There's been lots of discussion about how governments and industry can misuse the social network information. The result is many laws and regulations constraining these players. Government investigators are limited by everything from laws on the books to investigatory guidelines. (Whether these are sufficient -- and I think not -- is not the point of this post.) In the U.S., the Federal Trade Commission (FTC) has fined Facebook and Google for privacy violations. But no one constrains the public against infringing against individual's privacy rights.

A little over one hundred and twenty-two years ago, two Boston lawyers, Samuel Warren and Louis Brandeis (the latter later became a Supreme Court Justice), wrote a now famous essay on "The Right to Privacy." Concerned about the development of new, privacy-invasive technology -- lightweight, portable cameras -- and the simultaneous rise of yellow journalism, they wrote, "That the individual shall have full protection in person and in property is a principle as old as the common law; but it has been found necessary from time to time to define anew the exact nature and extent of such protection," and "Even gossip apparently harmless, when widely and persistently circulated, is potent for evil. It belittles and perverts."

These words resonate after the events of last week. The suspicions cast on the two friends and the missing student were not harmless. Given the fear and anger last week, such misinformation had the potential to do much more harm than the social gossip that motivated Warren and Brandeis's article. The New York Times reported that Boston Police Commissioner Edward Davis said part of the reason authorities released photos of the suspects was to prevent the problems being caused by the "online vigilante detectives."

The question is what is to be done. Since Warren and Brandeis's article, we have developed such powerful tools that very private information about people can be concluded by strangers -- often without the knowledge of the individuals involved. Several years ago two MIT students showed how one could determine a person's sexual orientation using public information about their family, friends, and acquaintances. The Obama campaign relied heavily on techniques that used an individual's publicly available data to predict their voting preferences. Few people realize how much can be determined about their very private preferences from their public information.

We constrain government and business use of such data because of their power over individuals.

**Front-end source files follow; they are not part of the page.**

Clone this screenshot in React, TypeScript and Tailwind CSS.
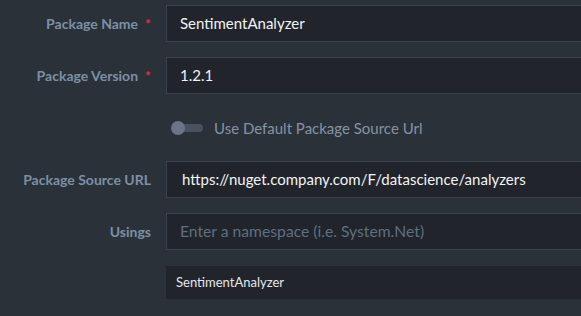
const font = "font-['Lato','Noto_Sans',sans-serif]";

function Label({ text, required }: { text: string; required?: boolean }) {
  return (
    <div className="w-[166px] shrink-0 pr-[15px] flex justify-end items-center text-[14px] font-bold text-[#7b90a5]">
      <span>{text}</span>
      {required && <span className="ml-[7px] text-[#d9314f]">*</span>}
    </div>
  );
}

function TextBox({ value, placeholder, pl = "pl-[13px]" }: { value?: string; placeholder?: string; pl?: string }) {
  return (
    <div
      className={`flex-1 h-[37px] -mr-[2px] flex items-center border border-[#3a4450] bg-[#21242b] ${pl} ${
        value ? "text-[15px] text-[#f1f3f5]" : "text-[15.7px] text-[#5f6f82]"
      }`}
    >
      {value ?? placeholder}
    </div>
  );
}

export default function App() {
  return (
    <div className={`w-[581px] h-[316px] overflow-hidden bg-[#2b3139] ${font}`}>
      <div className="pt-[5px] flex flex-col">
        <div className="flex h-[37px]">
          <Label text="Package Name" required />
          <TextBox value="SentimentAnalyzer" />
        </div>
        <div className="flex h-[37px] mt-[15px]">
          <Label text="Package Version" required />
          <TextBox value="1.2.1" />
        </div>
        <div className="flex h-[20px] mt-[24px] items-center">
          <div className="w-[166px] shrink-0" />
          <div className="relative w-[32px] h-[14px] ml-[5px] flex items-center">
            <div className="absolute left-[5px] right-0 h-[8px] rounded-full bg-[#4a5262]" />
            <div className="absolute left-0 w-[14px] h-[14px] rounded-full bg-[#6b7589]" />
          </div>
          <span className="ml-[11px] text-[15px] text-[#8593a5]">Use Default Package Source Url</span>
        </div>
        <div className="flex h-[37px] mt-[23px]">
          <Label text="Package Source URL" />
          <TextBox value="https://nuget.company.com/F/datascience/analyzers" pl="pl-[15px]" />
        </div>
        <div className="flex h-[37px] mt-[15px]">
          <Label text="Usings" />
          <TextBox placeholder="Enter a namespace (i.e. System.Net)" pl="pl-[13px]" />
        </div>
        <div className="flex h-[33px] mt-[16px]">
          <div className="w-[166px] shrink-0" />
          <div className="flex-1 flex items-center bg-[#21242b] pl-[10px] text-[13px] text-[#e4e8ec]">
            SentimentAnalyzer
          </div>
        </div>
      </div>
    </div>
  );
}
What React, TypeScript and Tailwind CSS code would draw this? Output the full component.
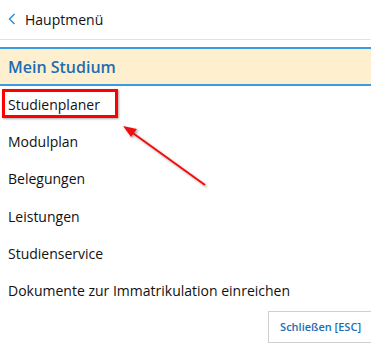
import React from "react";

const items = [
  "Studienplaner",
  "Modulplan",
  "Belegungen",
  "Leistungen",
  "Studienservice",
  "Dokumente zur Immatrikulation einreichen",
];

export default function App() {
  return (
    <div
      className="relative w-[371px] h-[351px] overflow-hidden bg-white text-[#111]"
      style={{ fontFamily: '"Open Sans", "Noto Sans", sans-serif' }}
    >
      <div className="flex h-[40px] items-center gap-[9px] border-b border-[#dbe3ea] pl-[8px] text-[14px]">
        <svg width="8" height="12" viewBox="0 0 8 12" className="mt-[-1px]">
          <path d="M6.5 1 L1.5 6 L6.5 11" fill="none" stroke="#2a8ad6" strokeWidth="1.4" />
        </svg>
        <span>Hauptmenü</span>
      </div>
      <div className="mt-[7px] flex h-[39px] items-center border-y-2 border-[#3a9be0] bg-[#fef0cf] pl-[8px] text-[16px] font-semibold text-[#1c6db3]">
        Mein Studium
      </div>
      <ul className="flex flex-col text-[14px]">
        {items.map((t) => (
          <li key={t} className="flex h-[37.2px] items-center pl-[8px]">
            {t}
          </li>
        ))}
      </ul>
      <div className="mt-[2px] flex justify-end">
        <button className="-mr-[3px] h-[32px] border border-[#cfcfcf] bg-white pl-[11px] pr-[12px] text-[11px] font-semibold text-[#1c6db3]">
          Schließen [ESC]
        </button>
      </div>

      {/* annotation: red box */}
      <div className="absolute left-[2px] top-[89px] h-[29px] w-[116px] border-[3px] border-[#ff0000] shadow-[1px_1px_2px_rgba(0,0,0,0.35)]" />
      {/* annotation: arrow */}
      <svg className="absolute left-0 top-0" width="371" height="351" viewBox="0 0 371 351">
        <defs>
          <filter id="sh" x="-20%" y="-20%" width="140%" height="140%">
            <feDropShadow dx="1.5" dy="1.5" stdDeviation="1" floodColor="#000" floodOpacity="0.35" />
          </filter>
        </defs>
        <g filter="url(#sh)">
          <line x1="205" y1="185" x2="130" y2="131" stroke="#ee1111" strokeWidth="2" />
          <polygon points="123,126 137,129 131,137" fill="#ee1111" />
        </g>
      </svg>
    </div>
  );
}
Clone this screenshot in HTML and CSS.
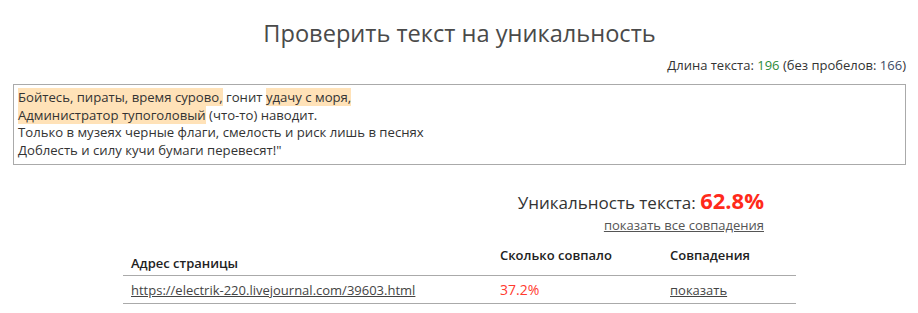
FILE: index.html
```html
<!DOCTYPE html>
<html lang="ru">
<head>
<meta charset="utf-8">
<title>Проверить текст на уникальность</title>
<link rel="stylesheet" href="styles.css">
</head>
<body>
<div class="page">
  <h1 class="title">Проверить текст на уникальность</h1>
  <div class="length">Длина текста: <span class="num-green">196</span> (без пробелов: <span class="num-blue">166</span>)</div>
  <div class="textbox">
    <div class="line"><span class="hl">Бойтесь, пираты, время сурово,</span> гонит <span class="hl">удачу с моря,</span></div>
    <div class="line"><span class="hl">Администратор тупоголовый</span> (что-то) наводит.</div>
    <div class="line">Только в музеях черные флаги, смелость и риск лишь в песнях</div>
    <div class="line">Доблесть и силу кучи бумаги перевесят!"</div>
  </div>
  <div class="results">
    <div class="unique">Уникальность текста: <span class="percent">62.8%</span></div>
    <div class="all-link"><a href="#">показать все совпадения</a></div>
    <table class="matches">
      <thead>
        <tr>
          <th class="col-url">Адрес страницы</th>
          <th class="col-pct">Сколько совпало</th>
          <th class="col-show">Совпадения</th>
        </tr>
      </thead>
      <tbody>
        <tr>
          <td class="col-url"><a href="#">https://electrik-220.livejournal.com/39603.html</a></td>
          <td class="col-pct red">37.2%</td>
          <td class="col-show"><a href="#">показать</a></td>
        </tr>
      </tbody>
    </table>
  </div>
</div>
</body>
</html>
```

FILE: styles.css
```css
html, body {
  margin: 0;
  padding: 0;
  background: #fff;
}

body {
  font-family: "Open Sans", "Noto Sans", sans-serif;
  color: #333;
  font-size: 13px;
}

.page {
  padding: 17px 12px 0 13px;
}

.title {
  margin: 0;
  font-size: 23.6px;
  font-weight: 400;
  line-height: 32px;
  color: #4a4a4a;
  text-align: center;
}

.length {
  margin-top: 7px;
  text-align: right;
  line-height: 18px;
  color: #333;
}

.num-green {
  color: #2e8b3a;
}

.num-blue {
  color: #3d4b66;
}

.textbox {
  margin-top: 10px;
  border: 1px solid #aaa;
  padding: 4px 4px 5px;
  font-size: 13.15px;
  line-height: 17.5px;
  color: #333;
}

.hl {
  background: #ffe2b8;
}

.results {
  width: 673px;
  margin: 0 auto;
}

.unique {
  margin-top: 22px;
  text-align: right;
  padding-right: 32px;
  font-size: 17px;
  line-height: 27px;
  color: #333;
}

.percent {
  font-size: 22px;
  font-weight: 700;
  color: #ff2a1a;
}

.all-link {
  text-align: right;
  padding-right: 32px;
  line-height: 18px;
}

.all-link a {
  color: #555;
  text-decoration: underline;
}

.matches {
  margin-top: 4px;
  width: 100%;
  border-collapse: collapse;
}

.matches th {
  text-align: left;
  font-weight: 600;
  color: #222;
  line-height: 18px;
  padding: 8px 8px 11px;
  vertical-align: bottom;
  border-bottom: 1px solid #aaa;
}

.matches th.col-url {
  padding-bottom: 3px;
}

.matches td {
  line-height: 18px;
  padding: 5px 8px 4px;
  border-bottom: 1px solid #aaa;
}

.col-url {
  width: 353px;
}

.col-pct {
  width: 154px;
}

.matches td a {
  color: #444;
  text-decoration: underline;
}

.red {
  color: #ff3b30;
  font-size: 14px;
}
```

That is reflected in the Fourth Amendment of the U.S. Bill of Rights, in the 1974 Privacy Act (now badly in need of updating), in our laws on criminal investigation, in the Code of Federal Regulation (which puts further restrictions on investigators), in the FTC's enforcement mechanisms, and through various sector-specific privacy laws.

In the U.S., we have no such restraints on private individuals' use of private data of others'. Freedom of speech is a protected right in the United States, and I would not have it any other way. But the world in which we live is a very different one from a decade ago. It is a world in which information about divorces, adoptions, and real estate transactions, information found once only in courthouses, is now on the Internet, in which knowledge of a person's place of employment and college, which once needed a personal connection to determine, is now available online. Where photos of people standing at the finish line at the Boston Marathon once resided on people's cameras, they now reside in the cloud, accessible by millions. In our new world, very private information about an individual can be put together instantly from publicly available sources. In this new world, it is not only government and business who should abide by good privacy practices; it is the public who has such responsibility as well.

Over three centuries ago Voltaire wrote, "With great power comes great responsibility." Online social networks, search, and the Internet have given the public great power. Now we must learn to use that power with care. Few people choose to live their lives in a fishbowl; private citizens have the right to expect that their private lives are private. For the public, exercising privacy should not only include what information you choose to present about yourself, but about what actions you take in exposing information about others. Even if disparate bits of information about those others are "public" in some sense, if the person is not "public," then the amalgamation of the data about them should not be either.

Internet technologies are here to stay. We must learn to adopt our use of them in order to preserve the private boundaries that almost all of us want and need in order to go about our daily business. Warren and Brandeis wrote the "right to life has come to mean the right to enjoy life," including "the right to be let alone." We would do well to follow the wise precepts laid down by two Bostonians a century and a quarter ago.